And I really, truly am thankful that DS has a grandmother who loves him to death and is super involved in his life. But if MIL buys him one more thing for Christmas I am going to lose my mind.
She is well off, she works basically for "fun" money and her fun apparently is buying DS every toy under the sun. Which I get, I really do. But it's at the point where she has a lot more for him than I even have, and I just don't think it should be that way. Plus I don't want DS to grow up expecting so much.
I was talking to my mom about it, who also loves DS to death and is super involved but buys him a reasonable amount for Christmas, and she said that he is still at the point where quantity doesn't mean anything so he won't notice that Santa brought him "x" number of gifts and Grandma got him a lot more. But starting next year I feel like I need to talk to her about it. I just don't know how to do it without sounding ungrateful. Like I said, I know he is fortunate to have people who love him, because I wouldn't want the alternative either. But there is no need for one child to have so much.

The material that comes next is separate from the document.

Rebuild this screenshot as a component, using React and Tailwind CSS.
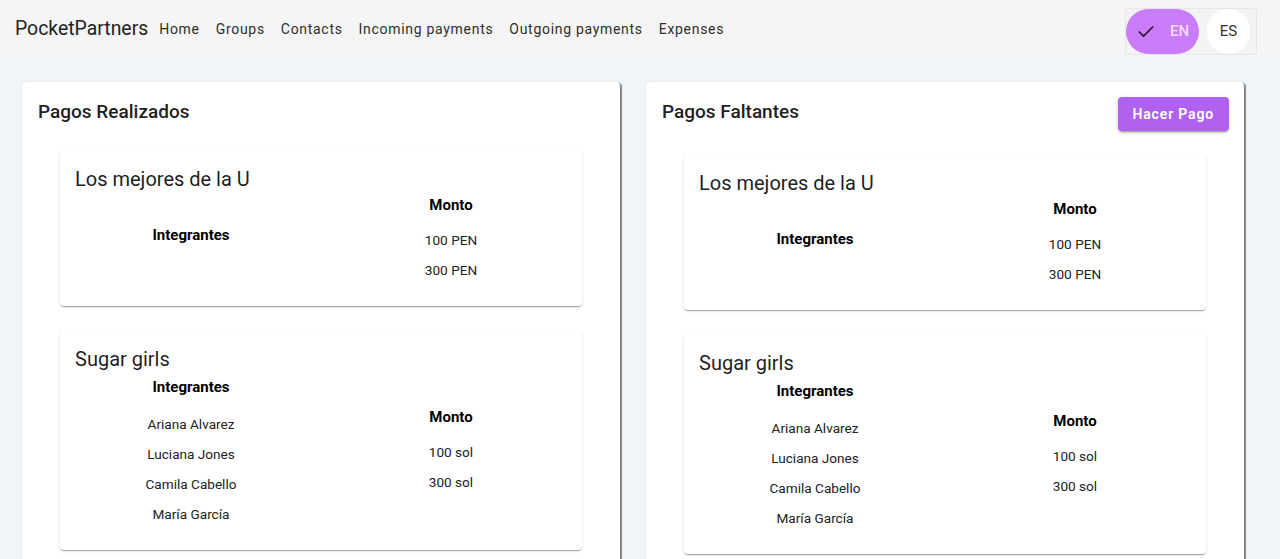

Anyone else deal with this?
Re: I know this complaint always gets flamed...
I feel you. I don't think it's flame-worthy (although I have been flamed myself). I'm not being ungrateful, I'm trying to set limits as the parent. I hate, hate, hate that when DD asks us for something and we say no, she will sometimes say that her grandmother will get it for her. How do I discourage this perception when my MIL is right there to contradict me and rushes to buy DD more than she could ever possibly have time to play with?
Besides the stuff itself, our big dispute with MIL is her perception of "needs" v. "wants." If DD wants something, then in MIL's opinion, she "needs" it. I think this is a terrible thing to teach a child. I am hoping that since it's just 1 person in her life acting like this (MIL), DD will not automatically think she deserves to have everything she sees or wants.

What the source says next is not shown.